Głównym promotorem idei udziału Włoch w Nowym Jedwabnym Szlaku jest Michele Geraci, polityk Ruchu Pięciu Gwiazd będący podsekretarzem stanu ds. rozwoju gospodarczego. Przez dziesięć lat pracował on na chińskich uczelniach, gdzie wykładał finanse. Od dawna snuje on wizję korzystnych perspektyw chińsko-włoskiej współpracy.

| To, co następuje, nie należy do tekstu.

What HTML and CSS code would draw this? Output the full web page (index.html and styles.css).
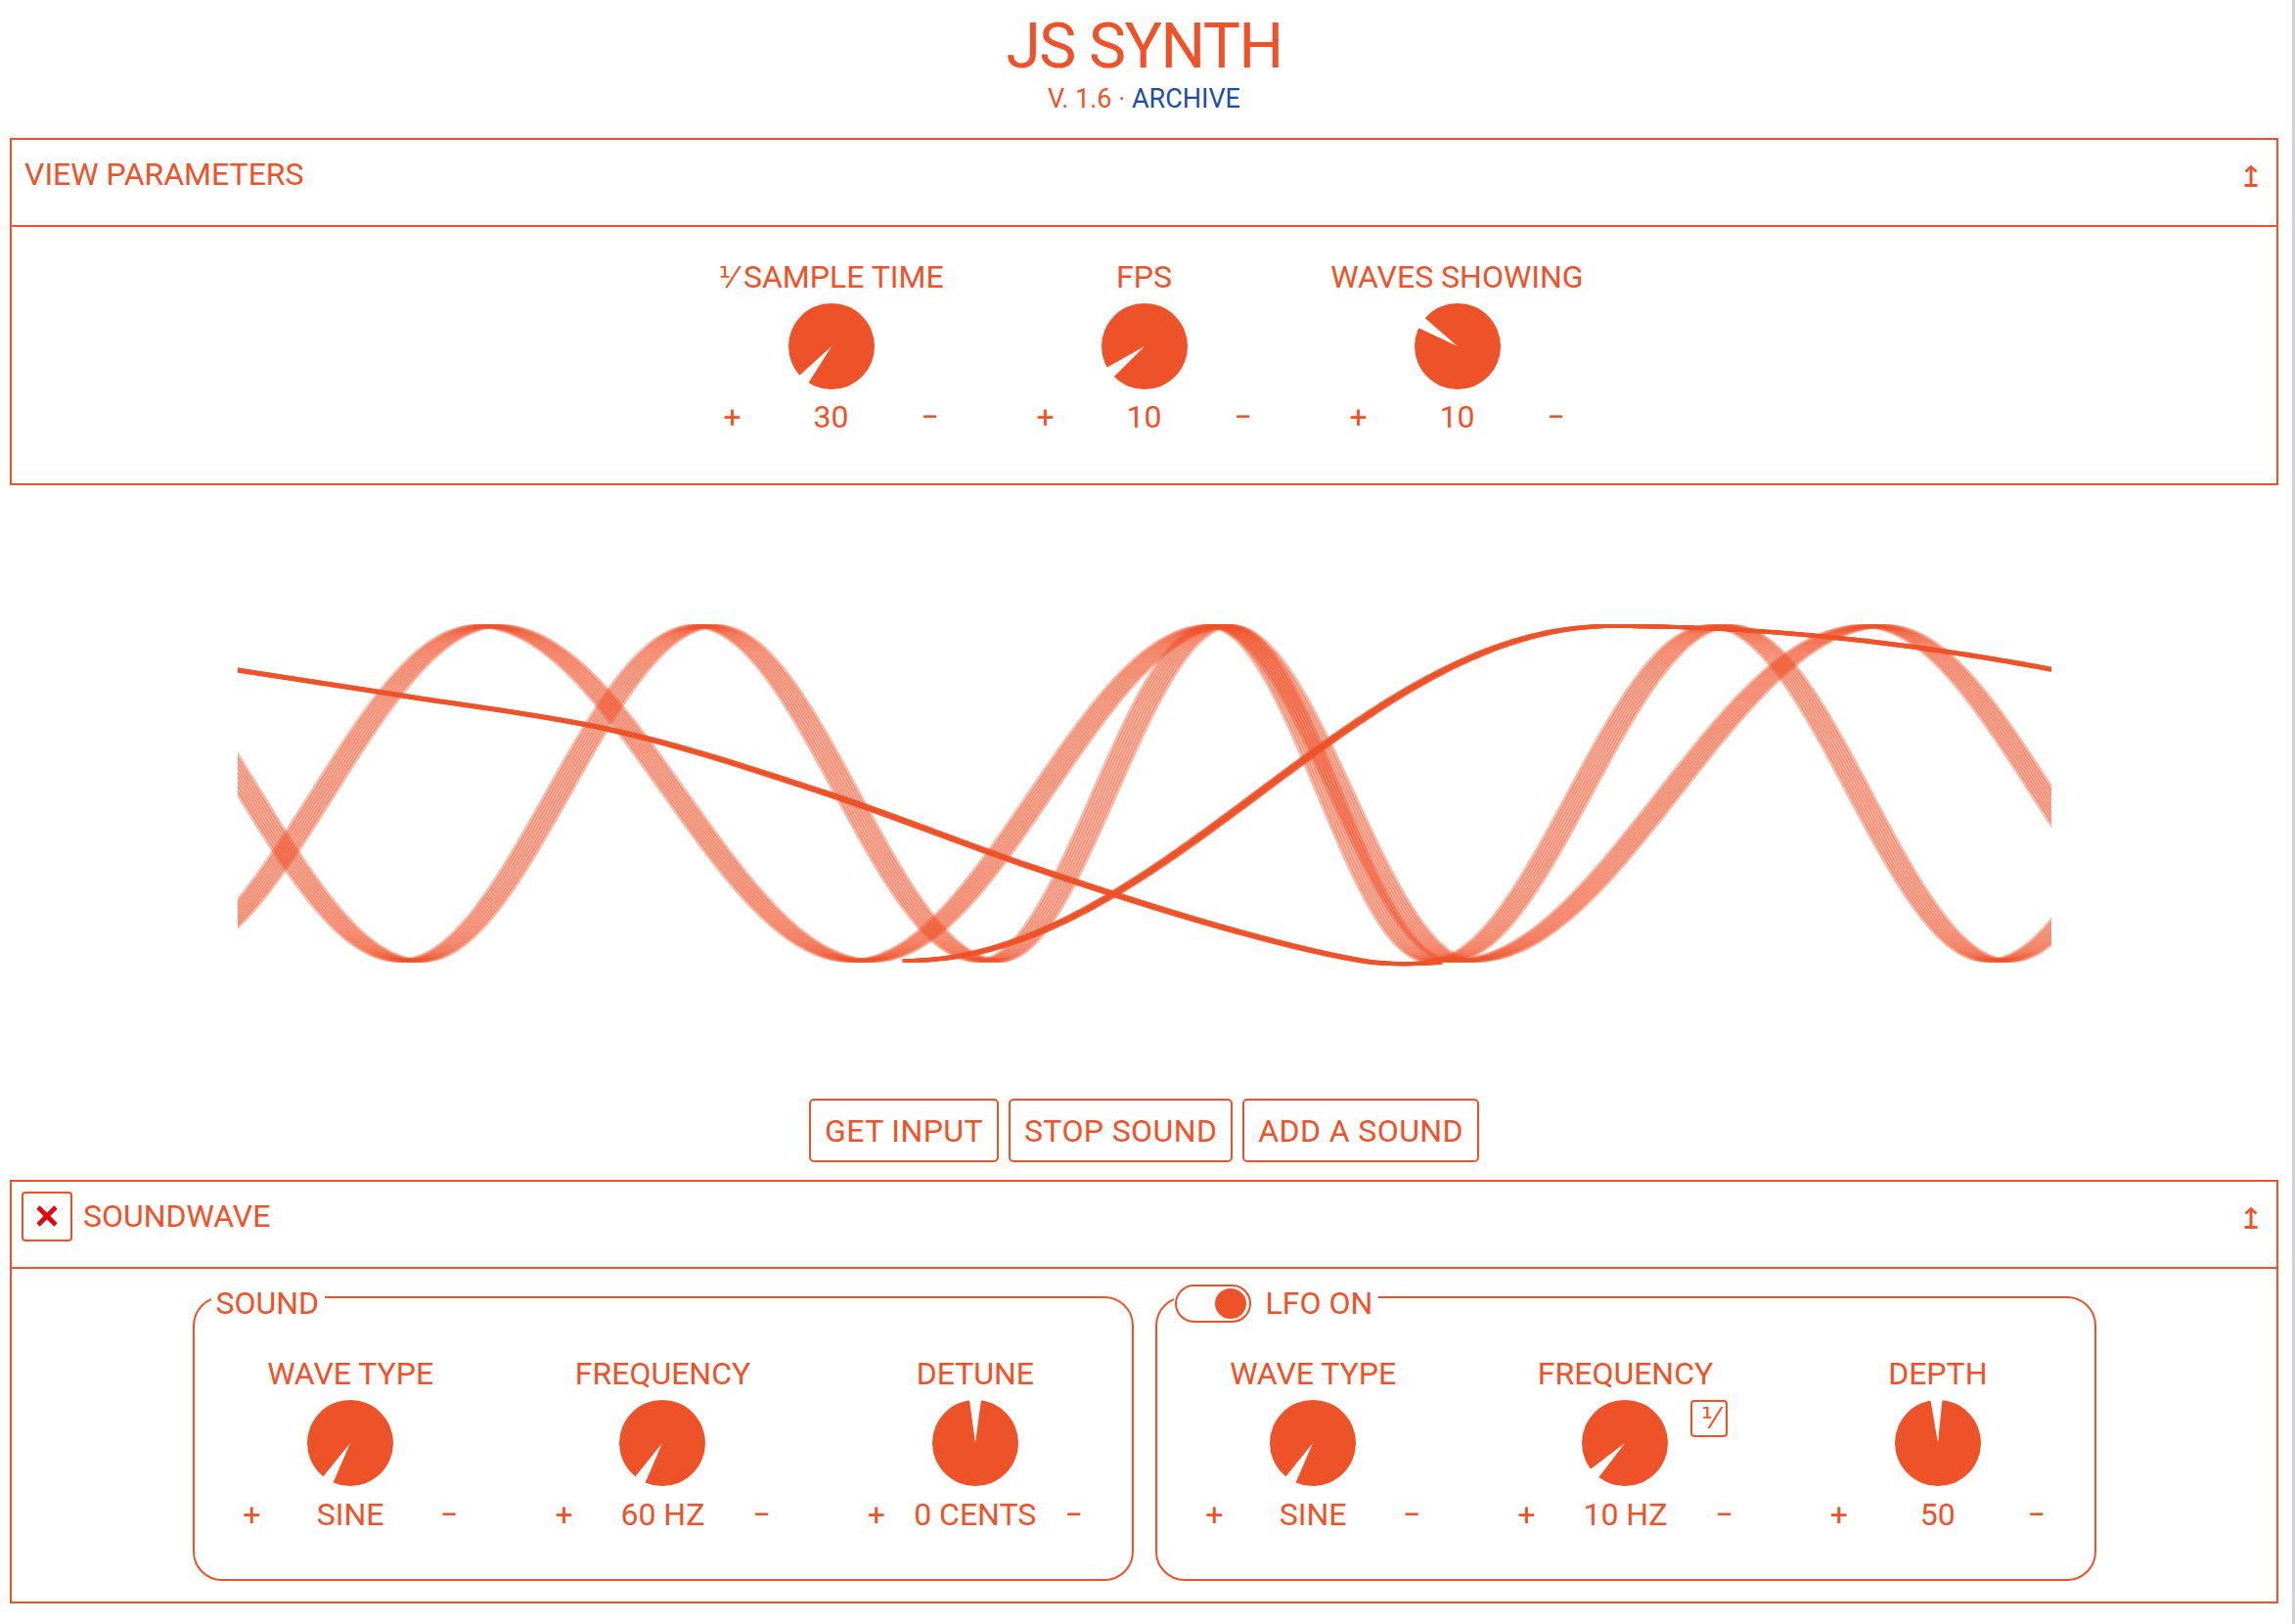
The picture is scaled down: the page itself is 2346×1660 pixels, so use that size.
FILE: index.html
```html
<!DOCTYPE html>
<html lang="en">
<head>
<meta charset="utf-8">
<title>JS Synth</title>
<link rel="stylesheet" href="styles.css">
</head>
<body>
<div class="scrollbar"></div>
<header class="top">
  <h1 class="title">JS SYNTH</h1>
  <p class="sub">V. 1.6 · <a class="link" href="#">ARCHIVE</a></p>
</header>

<section class="panel">
  <div class="panel-head">
    <h2 class="panel-title">VIEW PARAMETERS</h2>
    <svg class="collapse" width="14" height="22" viewBox="0 0 14 22"><path d="M1.5 6.5 L7 1.5 L12.5 6.5" fill="none" stroke="#EE5229" stroke-width="2.6"/><path d="M7 2 V19" stroke="#EE5229" stroke-width="3"/><path d="M0.5 20.5 H13.5" stroke="#EE5229" stroke-width="3"/></svg>
  </div>
  <div class="panel-body view-body">
    <div class="knobs">
      <div class="ctl">
        <div class="lbl"><span class="frac">⅟</span> SAMPLE TIME</div>
        <svg class="knob" width="88" height="88" viewBox="0 0 88 88"><circle cx="44" cy="44" r="44" fill="#EE5229"/><g transform="rotate(130 44 44)"><polygon points="44,44 110,35 110,53" fill="#fff"/></g></svg>
        <div class="row"><span>+</span><span>30</span><span>−</span></div>
      </div>
      <div class="ctl">
        <div class="lbl">FPS</div>
        <svg class="knob" width="88" height="88" viewBox="0 0 88 88"><circle cx="44" cy="44" r="44" fill="#EE5229"/><g transform="rotate(143 44 44)"><polygon points="44,44 110,35 110,53" fill="#fff"/></g></svg>
        <div class="row"><span>+</span><span>10</span><span>−</span></div>
      </div>
      <div class="ctl">
        <div class="lbl">WAVES SHOWING</div>
        <svg class="knob" width="88" height="88" viewBox="0 0 88 88"><circle cx="44" cy="44" r="44" fill="#EE5229"/><g transform="rotate(213 44 44)"><polygon points="44,44 110,35 110,53" fill="#fff"/></g></svg>
        <div class="row"><span>+</span><span>10</span><span>−</span></div>
      </div>
    </div>
  </div>
</section>

<div class="scope">
  <svg id="scope" class="scope-svg" width="1854" height="627" viewBox="242 495 1854 627"></svg>
</div>

<div class="actions">
  <button class="btn">GET INPUT</button>
  <button class="btn">STOP SOUND</button>
  <button class="btn">ADD A SOUND</button>
</div>

<section class="panel">
  <div class="panel-head">
    <button class="close" aria-label="remove"><svg width="22" height="22" viewBox="0 0 22 22"><path d="M2 2 L20 20 M20 2 L2 20" stroke="#E5000D" stroke-width="4.6"/></svg></button>
    <h2 class="panel-title">SOUNDWAVE</h2>
    <svg class="collapse" width="14" height="22" viewBox="0 0 14 22"><path d="M1.5 6.5 L7 1.5 L12.5 6.5" fill="none" stroke="#EE5229" stroke-width="2.6"/><path d="M7 2 V19" stroke="#EE5229" stroke-width="3"/><path d="M0.5 20.5 H13.5" stroke="#EE5229" stroke-width="3"/></svg>
  </div>
  <div class="panel-body sound-body">
    <fieldset class="group">
      <legend class="legend legend-sound"><span class="legend-text">SOUND</span></legend>
      <div class="trio">
        <div class="ctl">
          <div class="lbl">WAVE TYPE</div>
          <svg class="knob" width="88" height="88" viewBox="0 0 88 88"><circle cx="44" cy="44" r="44" fill="#EE5229"/><g transform="rotate(121 44 44)"><polygon points="44,44 110,35 110,53" fill="#fff"/></g></svg>
          <div class="row"><span>+</span><span>SINE</span><span>−</span></div>
        </div>
        <div class="ctl">
          <div class="lbl">FREQUENCY</div>
          <svg class="knob" width="88" height="88" viewBox="0 0 88 88"><circle cx="44" cy="44" r="44" fill="#EE5229"/><g transform="rotate(121 44 44)"><polygon points="44,44 110,35 110,53" fill="#fff"/></g></svg>
          <div class="row"><span>+</span><span>60 HZ</span><span>−</span></div>
        </div>
        <div class="ctl">
          <div class="lbl">DETUNE</div>
          <svg class="knob" width="88" height="88" viewBox="0 0 88 88"><circle cx="44" cy="44" r="44" fill="#EE5229"/><g transform="rotate(270 44 44)"><polygon points="44,44 110,35 110,53" fill="#fff"/></g></svg>
          <div class="row"><span>+</span><span>0 CENTS</span><span>−</span></div>
        </div>
      </div>
    </fieldset>
    <fieldset class="group">
      <legend class="legend legend-lfo"><span class="toggle"><span class="toggle-dot"></span></span><span class="legend-text">LFO ON</span></legend>
      <div class="trio">
        <div class="ctl">
          <div class="lbl">WAVE TYPE</div>
          <svg class="knob" width="88" height="88" viewBox="0 0 88 88"><circle cx="44" cy="44" r="44" fill="#EE5229"/><g transform="rotate(121 44 44)"><polygon points="44,44 110,35 110,53" fill="#fff"/></g></svg>
          <div class="row"><span>+</span><span>SINE</span><span>−</span></div>
        </div>
        <div class="ctl">
          <div class="lbl">FREQUENCY</div>
          <div class="knob-wrap">
            <svg class="knob" width="88" height="88" viewBox="0 0 88 88"><circle cx="44" cy="44" r="44" fill="#EE5229"/><g transform="rotate(135 44 44)"><polygon points="44,44 110,35 110,53" fill="#fff"/></g></svg>
            <button class="inv">⅟</button>
          </div>
          <div class="row"><span>+</span><span>10 HZ</span><span>−</span></div>
        </div>
        <div class="ctl">
          <div class="lbl">DEPTH</div>
          <svg class="knob" width="88" height="88" viewBox="0 0 88 88"><circle cx="44" cy="44" r="44" fill="#EE5229"/><g transform="rotate(268 44 44)"><polygon points="44,44 110,35 110,53" fill="#fff"/></g></svg>
          <div class="row"><span>+</span><span>50</span><span>−</span></div>
        </div>
      </div>
    </fieldset>
  </div>
</section>
<script src="script.js"></script>
</body>
</html>
```

FILE: styles.css
```css
html {
  overflow: hidden;
}
body {
  margin: 0;
  padding: 0 17px 0 10px;
  background: #fff;
  color: #EE5229;
  font-family: Roboto, "Liberation Sans", "DejaVu Sans", sans-serif;
  font-size: 32px;
  line-height: 38px;
}
.scrollbar {
  position: fixed;
  top: 0;
  right: 0;
  bottom: 0;
  width: 3px;
  background: #d2d2d6;
}
.top {
  text-align: center;
}
.title {
  margin: 16px 0 0;
  font-size: 64px;
  line-height: 64px;
  font-weight: 400;
  letter-spacing: -1.5px;
  color: #EF5229;
}
.sub {
  margin: 5px 0 0;
  font-size: 27px;
  line-height: 32px;
}
.link {
  color: #1C4EA0;
  text-decoration: none;
}
.panel {
  border: 2px solid #EE5229;
  margin-top: 24px;
}
.panel-head {
  height: 89px;
  box-sizing: border-box;
  padding: 0 19px 17px 13px;
  display: flex;
  align-items: center;
  border-bottom: 2px solid #EE5229;
}
.panel-title {
  margin: 0;
  font-size: 32px;
  font-weight: 400;
  line-height: 38px;
  flex: 1;
}
.collapse {
  display: block;
  margin-top: 4px;
}
.close {
  width: 52px;
  height: 51px;
  margin: 0 11px 0 -3px;
  padding: 0;
  border: 2px solid #EE5229;
  border-radius: 4px;
  background: #fff;
  display: flex;
  align-items: center;
  justify-content: center;
}
.close svg {
  display: block;
}
.view-body {
  padding: 32px 0 49px;
}
.knobs {
  display: flex;
  justify-content: center;
}
.ctl {
  width: 320px;
  display: flex;
  flex-direction: column;
  align-items: center;
}
.lbl {
  white-space: nowrap;
  height: 38px;
}
.frac {
  font-family: "DejaVu Sans", sans-serif;
  font-size: 31px;
}
.knob {
  display: block;
  margin-top: 8px;
}
.knob-wrap {
  position: relative;
  width: 88px;
  margin-top: 8px;
}
.knob-wrap .knob {
  margin-top: 0;
}
.inv {
  position: absolute;
  left: 111px;
  top: 0;
  width: 38px;
  height: 38px;
  padding: 0;
  border: 2px solid #EE5229;
  border-radius: 4px;
  background: #fff;
  color: #EE5229;
  font-family: "DejaVu Sans", sans-serif;
  font-size: 30px;
  line-height: 32px;
}
.row {
  width: 220px;
  margin-top: 9px;
  display: flex;
  justify-content: space-between;
  white-space: nowrap;
}
.scope {
  height: 627px;
  display: flex;
  justify-content: center;
}
.scope-svg {
  display: block;
}
.actions {
  display: flex;
  justify-content: center;
  gap: 10px;
  margin-bottom: 18px;
}
.actions + .panel {
  margin-top: 0;
}
.btn {
  font-family: inherit;
  font-size: 32px;
  line-height: 38px;
  letter-spacing: 0.4px;
  color: #EE5229;
  background: #fff;
  border: 2px solid #EE5229;
  border-radius: 5px;
  padding: 11.5px 14px;
}
.sound-body {
  padding: 5px 0 21px;
  display: flex;
  justify-content: center;
  gap: 22px;
}
.group {
  width: 962px;
  box-sizing: border-box;
  margin: 0;
  padding: 35px 0 47px;
  border: 2px solid #EE5229;
  border-radius: 30px;
  min-inline-size: 0;
}
.legend {
  height: 48px;
  box-sizing: border-box;
  margin-left: 17px;
  padding: 12px 6px 0 5px;
  display: flex;
  align-items: center;
}
.legend-lfo {
  padding-left: 1px;
}
.legend-text {
  line-height: 36px;
  height: 36px;
  display: block;
}
.toggle {
  width: 78px;
  height: 39px;
  box-sizing: border-box;
  border: 2px solid #EE5229;
  border-radius: 20px;
  margin-right: 15px;
  display: flex;
  align-items: center;
  justify-content: flex-end;
  padding-right: 3px;
}
.toggle-dot {
  width: 32px;
  height: 31px;
  border-radius: 50%;
  background: #EE5229;
}
.trio {
  display: grid;
  grid-template-columns: repeat(3, 1fr);
}
.trio .ctl {
  width: auto;
}
.trio .row {
  margin-top: 10px;
}
```

FILE: script.js
```js
(function () {
  var NS = 'http://www.w3.org/2000/svg';
  var svg = document.getElementById('scope');
  var TOP = 639, BOT = 981;
  function yAt(ext, x) {
    var i = 0;
    while (i < ext.length - 2 && x > ext[i + 1][0]) i++;
    var a = ext[i], b = ext[i + 1];
    var f = (x - a[0]) / (b[0] - a[0]);
    var k = (1 - Math.cos(Math.PI * f)) / 2;
    if (a[1] === 'T') return TOP + (BOT - TOP) * k;
    return BOT - (BOT - TOP) * k;
  }
  function extPath(ext, x0, x1) {
    var d = '';
    for (var x = x0; x <= x1; x += 4) {
      d += (d ? ' L' : 'M') + x + ' ' + yAt(ext, x).toFixed(1);
    }
    return d;
  }
  function splinePath(pts) {
    var d = 'M' + pts[0][0] + ' ' + pts[0][1];
    for (var i = 0; i < pts.length - 1; i++) {
      var p0 = pts[i - 1] || pts[i], p1 = pts[i], p2 = pts[i + 1], p3 = pts[i + 2] || pts[i + 1];
      var c1x = p1[0] + (p2[0] - p0[0]) / 6, c1y = p1[1] + (p2[1] - p0[1]) / 6;
      var c2x = p2[0] - (p3[0] - p1[0]) / 6, c2y = p2[1] - (p3[1] - p1[1]) / 6;
      d += ' C' + c1x.toFixed(1) + ' ' + c1y.toFixed(1) + ' ' + c2x.toFixed(1) + ' ' + c2y.toFixed(1) + ' ' + p2[0] + ' ' + p2[1];
    }
    return d;
  }
  function draw(d, copies, spread, width, opacity) {
    for (var i = 0; i < copies; i++) {
      var p = document.createElementNS(NS, 'path');
      var dx = -spread / 2 + spread * i / (copies - 1);
      p.setAttribute('d', d);
      p.setAttribute('transform', 'translate(' + dx.toFixed(2) + ' 0)');
      p.setAttribute('fill', 'none');
      p.setAttribute('stroke', '#EE5229');
      p.setAttribute('stroke-width', width);
      p.setAttribute('stroke-opacity', opacity);
      svg.appendChild(p);
    }
  }
  var P = [[89, 'T'], [419, 'B'], [720, 'T'], [1010, 'B'], [1246, 'T'], [1470, 'B'], [1758, 'T'], [2042, 'B'], [2334, 'T']];
  var Q = [[-170, 'T'], [160, 'B'], [498, 'T'], [880, 'B'], [1246, 'T'], [1495, 'B'], [1915, 'T'], [2260, 'B']];
  var L2 = [[-600, 'T'], [925, 'B'], [1646, 'T'], [3569, 'B']];
  var L1 = [[200, 677], [242, 684], [410, 710], [628, 746], [838, 808], [1047, 883], [1242, 945], [1391, 981], [1470, 983]];
  draw(extPath(P, 200, 2140), 9, 24, 4, 0.42);
  draw(extPath(Q, 200, 2140), 9, 24, 4, 0.42);
  draw(splinePath(L1), 7, 8, 4, 0.7);
  draw(extPath(L2, 925, 2140), 7, 8, 4, 0.7);
})();
```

W jednym z artykułów zachwala on chiński ustrój, twierdząc, że daje on ludziom bezpieczeństwo, pozwala na sprawną integrację imigrantów oraz przynosi harmonię społeczną. Przekonuje on również, że Włochom nie grozi wpadnięcie w chińską pułapkę zadłużeniową w związku z ich udziałem w projekcie Nowego Jedwabnego Szlaku. – USA powinny zwracać większą uwagę na swój dług, zamiast nas pouczać. Jesteśmy Włochami, a nie Grecją. Jesteśmy gospodarką wartą 1,7 bln USD. Jak moglibyśmy wpaść w pułapkę zadłużeniową? To się może przydarzyć Sri Lance, Malezji, może Pakistanowi, ale nie Włochom – wskazuje Geraci.